FIRING LINE: Bad educators keep their jobs, group alleges.
By JEANNETTE J. LEE
The Associated Press
The teachers union in Anchorage is one target of a nationwide campaign launched today by an advocacy group that claims the unions harm the public education system.
The Center for Union Facts said the unions block education reform and prevent bad teachers from being fired. Teachers unions say the group is spreading misinformation.
"There are certainly teachers who don't meet the standards, but we as an association make sure teachers have due process," said Ron Fuhrer, president of the Anchorage Education Association. "We believe that as a consequence we have excellent schools."
The Washington-based nonprofit group is spending $1 million on ads and a billboard in New York's Times Square, and launching a Web site with data it says it collected from public records documenting what it considers to be the extreme lengths unions go to protect bad teachers.
It's also inviting nominations for a contest to determine the nation's worst unionized teachers.
The "winners" will be offered $10,000 each if they permanently resign or retire from any career in education -- if they sign a release agreeing to have their name and the reasons for their selection published by the group.

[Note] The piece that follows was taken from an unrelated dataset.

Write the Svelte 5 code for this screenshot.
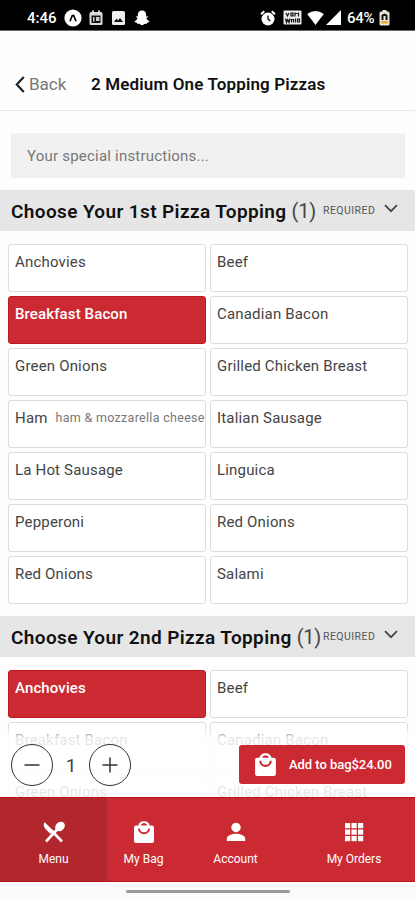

The center said low rates of firings for teachers with tenure were prime evidence that union protection of teachers is overzealous.
It said that of the 2,649 teachers with tenure in Anchorage, eight were fired between 2002 and 2007 for reasons including poor performance, substance abuse and failure to obtain a teaching certificate.
"Any group of people that size is bound to have at least a few more bad apples than the ones noted above," the center said in a statement.
Fuhrer said Anchorage's screening program eliminates some underqualified applicants before they are ever hired, helping to reduce the firing rate.
"Those that are considered for hire have already been identified as quality teachers," he said. "It's disingenuous for someone to make the allegation that because we're not firing teachers, we're not doing well."
Calls to Carol Comeau, the Anchorage School District superintendent, were not immediately returned.